The United States had never lost a war—that is, until 1975, when it was forced to flee Saigon in humiliation after losing to what Lyndon Johnson called a "raggedy-ass little fourth-rate country." The legacy of this first defeat has haunted every president since, especially on the decision of whether to put "boots on the ground" and commit troops to war.

In Haunting Legacy, the father-daughter journalist team of Marvin Kalb and Deborah Kalb presents a compelling, accessible, and hugely important history of presidential decisionmaking on one crucial issue: in light of the Vietnam debacle, under what circumstances should the United States go to war?

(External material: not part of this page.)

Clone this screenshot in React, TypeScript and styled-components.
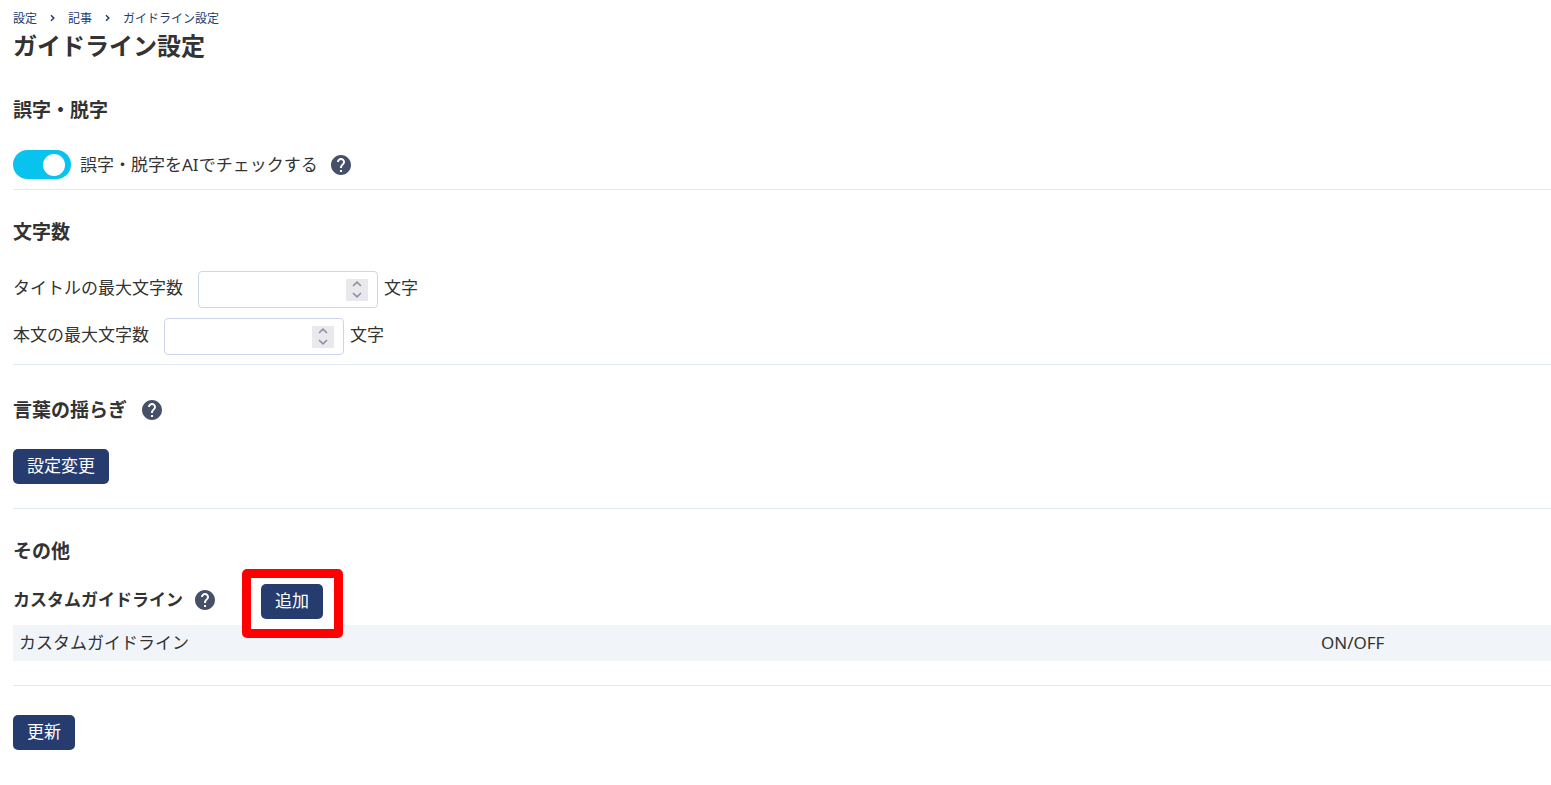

The sobering lesson of Vietnam is that the United States is not invincible—it can lose a war—and thus it must be more discriminating about the use of American power. Every president has faced the ghosts of Vietnam in his own way, though each has been wary of being sucked into another unpopular war. Ford (during the Mayaguez crisis) and both Bushes (Persian Gulf, Iraq, Afghanistan) deployed massive force, as if to say, "Vietnam, be damned." On the other hand, Carter, Clinton, and Reagan (to the surprise of many) acted with extreme caution, mindful of the Vietnam experience. Obama has also wrestled with the Vietnam legacy, using doses of American firepower in Libya while still engaged in Iraq and Afghanistan.

The authors spent five years interviewing hundreds of officials from every postwar administration and conducting extensive research in presidential libraries and archives, and they've produced insight and information never before published. Equal parts taut history, revealing biography, and cautionary tale, Haunting Legacy is must reading for anyone trying to understand the power of the past to influence war-and-peace decisions of the present, and of the future.